(Data excerpt):
☆ ☆ ☆ ☆

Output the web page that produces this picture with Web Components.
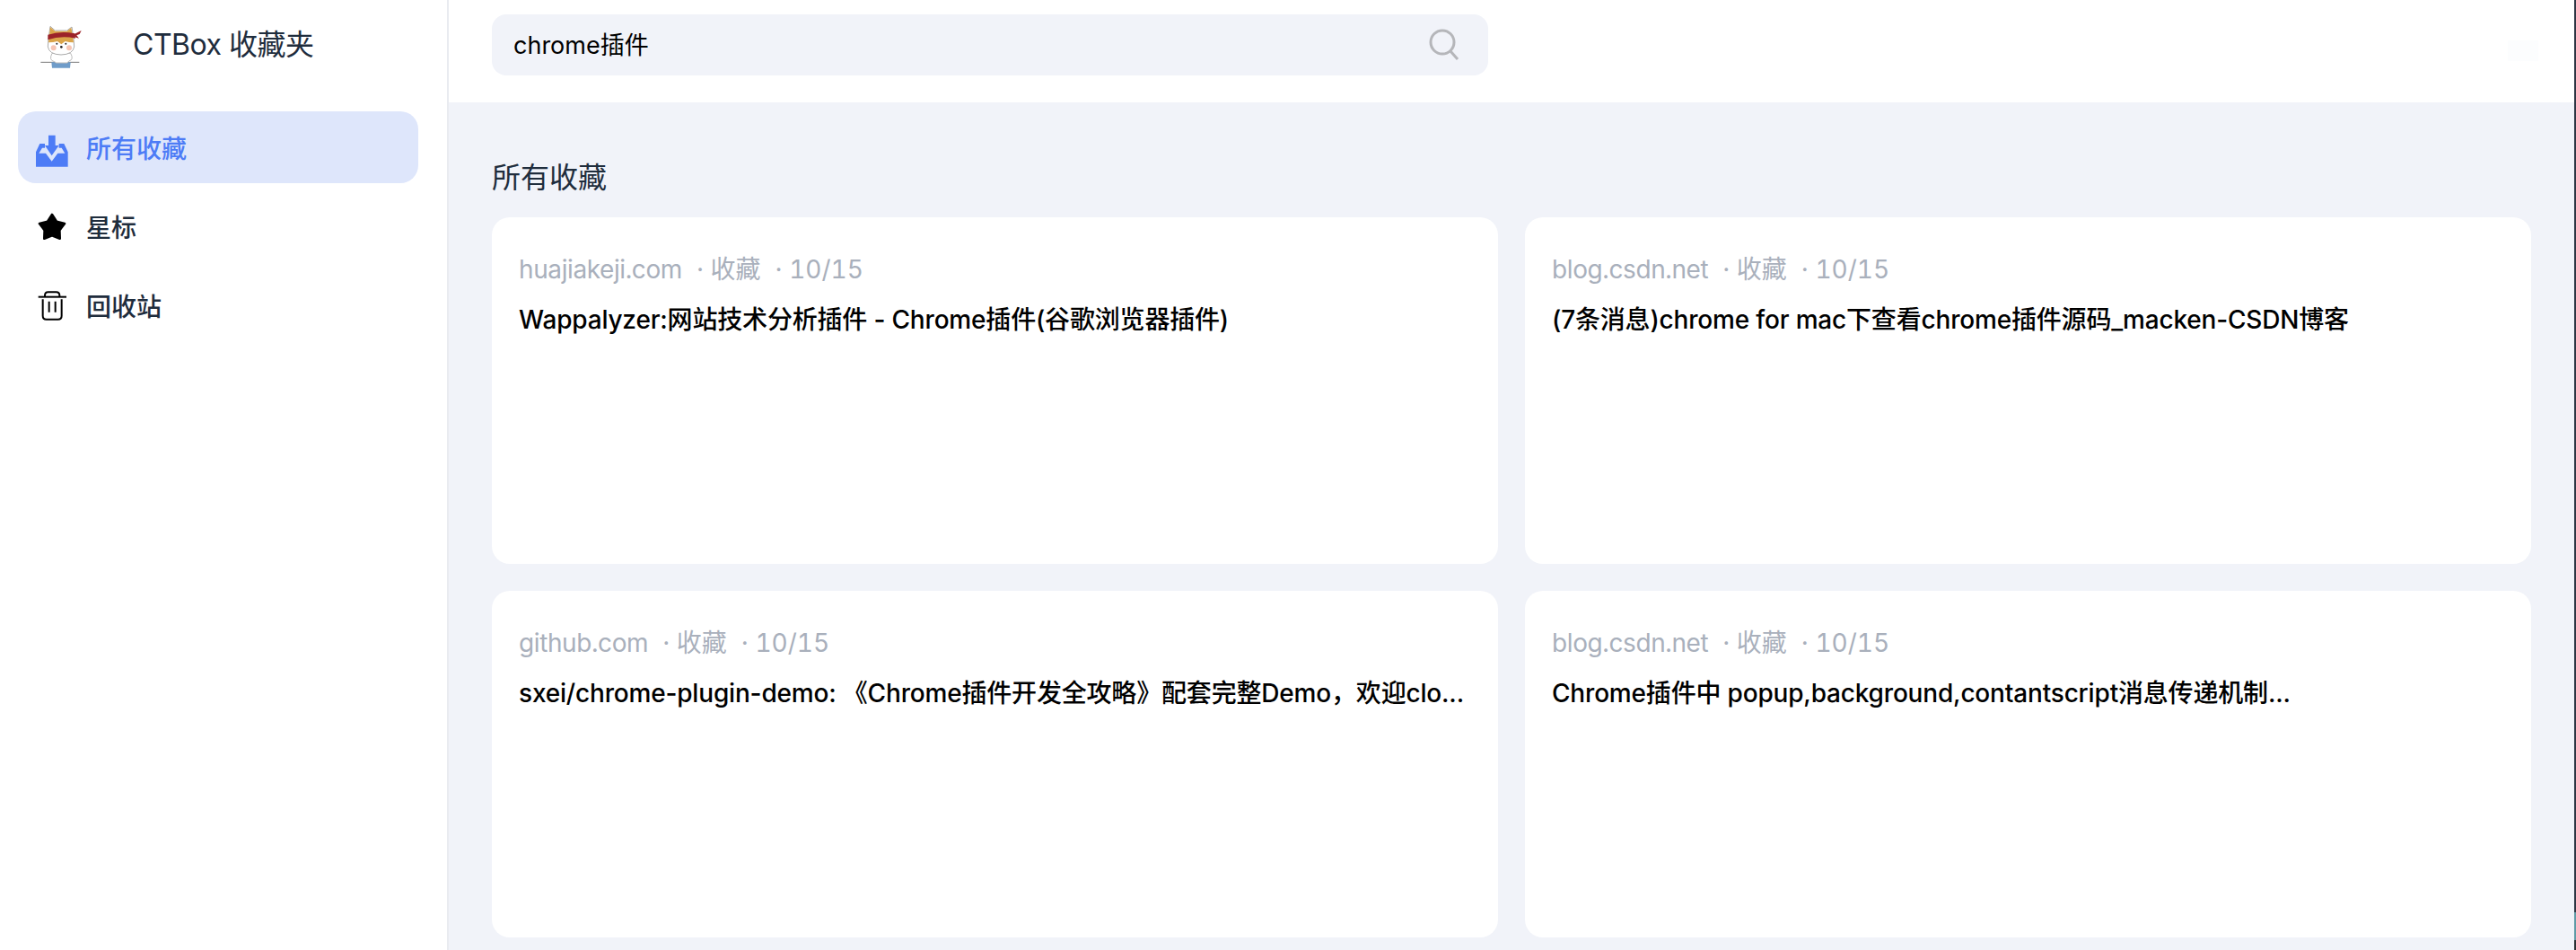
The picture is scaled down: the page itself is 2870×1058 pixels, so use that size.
<!DOCTYPE html>
<html lang="zh">
<head>
<meta charset="utf-8">
<title>CTBox 收藏夹</title>
<style>
    html, body {
        margin: 0;
        height: 100%;
        overflow: hidden;
        background: #ffffff;
        font-family: Inter, "Noto Sans CJK SC", sans-serif;
    }
</style>
</head>
<body>
<ct-app>
    <ct-sidebar slot="sidebar">
        <ct-nav-item icon="inbox" active>所有收藏</ct-nav-item>
        <ct-nav-item icon="star">星标</ct-nav-item>
        <ct-nav-item icon="trash">回收站</ct-nav-item>
    </ct-sidebar>
    <ct-search slot="header" value="chrome插件"></ct-search>
    <ct-card domain="huajiakeji.com" date="10/15">Wappalyzer:网站技术分析插件 - Chrome插件(谷歌浏览器插件)</ct-card>
    <ct-card domain="blog.csdn.net" date="10/15">(7条消息)chrome for mac下查看chrome插件源码_macken-CSDN博客</ct-card>
    <ct-card domain="github.com" date="10/15">sxei/chrome-plugin-demo: 《Chrome插件开发全攻略》配套完整Demo，欢迎clo...</ct-card>
    <ct-card domain="blog.csdn.net" date="10/15">Chrome插件中 popup,background,contantscript消息传递机制...</ct-card>
</ct-app>

<script>
const ICONS = {
    inbox: `<svg viewBox="0 0 180 180" width="60" height="60">
        <path fill="#4d7cf6" d="M87 50H110V84H122L98 118L75 84H87Z"/>
        <path fill="#4d7cf6" d="M45 155V106L58 78H75V92H66L55 110H78L98 137L118 110H142L131 92H122V78H139L152 106V155Z"/>
    </svg>`,
    star: `<svg viewBox="0 0 180 180" width="60" height="60">
        <path fill="#000" stroke="#000" stroke-width="8" stroke-linejoin="round" d="M99 51L114 74L141 81L124 103L125 131L99 121L73 131L74 103L57 81L84 74Z"/>
    </svg>`,
    trash: `<svg viewBox="0 0 180 180" width="60" height="60">
        <g transform="translate(15 15)" fill="none" stroke="#000" stroke-width="6">
            <path d="M38 47H132"/>
            <path d="M60 47V42Q60 31 71 31H98Q109 31 109 42V47"/>
            <path d="M53 55V110Q53 122 65 122H104Q116 122 116 110V55"/>
            <path d="M74 62V98M95 62V98"/>
        </g>
    </svg>`
};

class CtLogo extends HTMLElement {
    constructor() {
        super();
        this.attachShadow({ mode: 'open' });
        // shiba with a headband, coordinates taken from a 3x crop
        this.shadowRoot.innerHTML = `
            <style>
                :host { display: block; width: 100px; height: 80px; }
                svg { display: block; filter: blur(0.5px); }
            </style>
            <svg viewBox="0 0 300 240" width="100" height="80">
                <path d="M76 178H205" stroke="#777" stroke-width="3"/>
                <path d="M112 178H176L174 197H114Z" fill="#6f9cc9"/>
                <path d="M114 148Q102 172 122 176L128 180H165L170 174Q188 170 176 148Z" fill="#fff" stroke="#bbb" stroke-width="3"/>
                <path d="M108 58L124 72H164L180 60L186 100L188 126Q184 152 144 153Q104 152 100 126L102 100Z" fill="#fff" stroke="#aaa" stroke-width="3"/>
                <path d="M108 60L124 74H164L178 62L184 96L186 112Q170 112 158 108L145 118L132 108Q118 112 102 112L104 96Z" fill="#dba54a"/>
                <path d="M100 86Q144 72 190 82L192 98Q144 88 100 103Z" fill="#9c2329"/>
                <path d="M188 84L212 72L206 84L196 88L204 98L190 94Z" fill="#9c2329"/>
                <circle cx="119" cy="130" r="9" fill="#f6c5b4"/>
                <circle cx="171" cy="130" r="9" fill="#f6c5b4"/>
                <circle cx="130" cy="116" r="3" fill="#222"/>
                <circle cx="160" cy="116" r="3" fill="#222"/>
                <circle cx="145" cy="127" r="4" fill="#222"/>
            </svg>
        `;
    }
}

class CtNavItem extends HTMLElement {
    constructor() {
        super();
        this.attachShadow({ mode: 'open' });
        this.shadowRoot.innerHTML = `
            <style>
                :host {
                    display: flex;
                    align-items: center;
                    gap: 11px;
                    height: 80px;
                    padding-left: 5px;
                    border-radius: 20px;
                    font-size: 28px;
                    font-weight: 500;
                    color: #1f2d3d;
                    cursor: pointer;
                }
                :host([active]) {
                    background: #dee6fb;
                    color: #4d7cf6;
                }
                svg { display: block; }
            </style>
            ${ICONS[this.getAttribute('icon')]}
            <slot></slot>
        `;
    }
}

class CtSidebar extends HTMLElement {
    constructor() {
        super();
        this.attachShadow({ mode: 'open' });
        this.shadowRoot.innerHTML = `
            <style>
                :host {
                    display: block;
                    box-sizing: border-box;
                    width: 500px;
                    height: 100%;
                    padding: 10px 32px 0 20px;
                    background: #fff;
                    border-right: 2px solid #e9ebf0;
                }
                .brand {
                    display: flex;
                    align-items: center;
                    gap: 28px;
                    margin-bottom: 34px;
                    font-size: 32px;
                    letter-spacing: -0.5px;
                    color: #1f2d3d;
                }
                .brand span { margin-top: -6px; }
                nav {
                    display: flex;
                    flex-direction: column;
                    gap: 8px;
                }
            </style>
            <div class="brand"><ct-logo></ct-logo><span>CTBox 收藏夹</span></div>
            <nav><slot></slot></nav>
        `;
    }
}

class CtSearch extends HTMLElement {
    constructor() {
        super();
        this.attachShadow({ mode: 'open' });
        this.shadowRoot.innerHTML = `
            <style>
                :host {
                    display: flex;
                    align-items: center;
                    box-sizing: border-box;
                    width: 1110px;
                    height: 68px;
                    padding: 0 31px 0 24px;
                    border-radius: 16px;
                    background: #f1f3f9;
                }
                span {
                    flex: 1;
                    margin-top: -4px;
                    font-size: 27px;
                    color: #000;
                }
                svg { display: block; }
            </style>
            <span></span>
            <svg viewBox="0 0 36 36" width="36" height="36" fill="none" stroke="#b5b6ba" stroke-width="3">
                <circle cx="16" cy="15" r="13"/>
                <path d="M25 25L33 34"/>
            </svg>
        `;
        this.shadowRoot.querySelector('span').innerText = this.getAttribute('value');
    }
}

class CtCard extends HTMLElement {
    constructor() {
        super();
        this.attachShadow({ mode: 'open' });
        this.shadowRoot.innerHTML = `
            <style>
                :host {
                    display: block;
                    box-sizing: border-box;
                    height: 386px;
                    padding: 38px 30px 0;
                    border-radius: 20px;
                    background: #fff;
                }
                .meta {
                    display: flex;
                    height: 40px;
                    line-height: 40px;
                    font-size: 28px;
                    color: #a9b0bc;
                    white-space: pre;
                    font-variant-numeric: tabular-nums;
                }
                .meta span + span { margin-left: 16px; }
                .domain { letter-spacing: -0.4px; }
                .title {
                    margin-top: 16px;
                    height: 40px;
                    line-height: 40px;
                    font-size: 28px;
                    font-weight: 500;
                    letter-spacing: -0.18px;
                    color: #000;
                    white-space: nowrap;
                    overflow: hidden;
                }
            </style>
            <div class="meta"><span class="domain"></span><span>· 收藏</span><span class="date"></span></div>
            <div class="title"><slot></slot></div>
        `;
        this.shadowRoot.querySelector('.domain').innerText = this.getAttribute('domain');
        this.shadowRoot.querySelector('.date').innerText = '· ' + this.getAttribute('date');
    }
}

class CtApp extends HTMLElement {
    constructor() {
        super();
        this.attachShadow({ mode: 'open' });
        this.shadowRoot.innerHTML = `
            <style>
                :host {
                    display: flex;
                    height: 1058px;
                    background: #2e3644;
                }
                .window {
                    flex: 1;
                    display: flex;
                    min-width: 0;
                    background: #fff;
                }
                .edge {
                    width: 2px;
                    background: linear-gradient(#2e3644 0 96%, #5f9aa6 96% 99%, #2b2f33 99%);
                }
                main {
                    flex: 1;
                    display: flex;
                    flex-direction: column;
                    min-width: 0;
                    background: #f1f3f9;
                }
                header {
                    display: flex;
                    align-items: center;
                    justify-content: space-between;
                    height: 114px;
                    padding: 0 40px 14px 48px;
                    box-sizing: border-box;
                    background: #fff;
                }
                .faint {
                    width: 34px;
                    height: 23px;
                    margin-top: 12px;
                    background: #fcfdfe;
                }
                section {
                    padding: 62px 48px 0;
                }
                h2 {
                    margin: 0 0 22px;
                    font-size: 32px;
                    line-height: 44px;
                    font-weight: 400;
                    color: #1f2d3d;
                }
                .grid {
                    display: grid;
                    grid-template-columns: minmax(0, 1fr) minmax(0, 1fr);
                    gap: 30px;
                }
            </style>
            <div class="window">
                <slot name="sidebar"></slot>
                <main>
                    <header><slot name="header"></slot><div class="faint"></div></header>
                    <section>
                        <h2>所有收藏</h2>
                        <div class="grid"><slot></slot></div>
                    </section>
                </main>
            </div>
            <div class="edge"></div>
        `;
    }
}

window.customElements.define('ct-logo', CtLogo);
window.customElements.define('ct-nav-item', CtNavItem);
window.customElements.define('ct-sidebar', CtSidebar);
window.customElements.define('ct-search', CtSearch);
window.customElements.define('ct-card', CtCard);
window.customElements.define('ct-app', CtApp);
</script>
</body>
</html>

☆ ☆ ☆ ☆

All lines that include "picture" are to be gathered and copied.

Output the web page that produces this picture with Web Components.
The picture is scaled down: the page itself is 2870×1058 pixels, so use that size.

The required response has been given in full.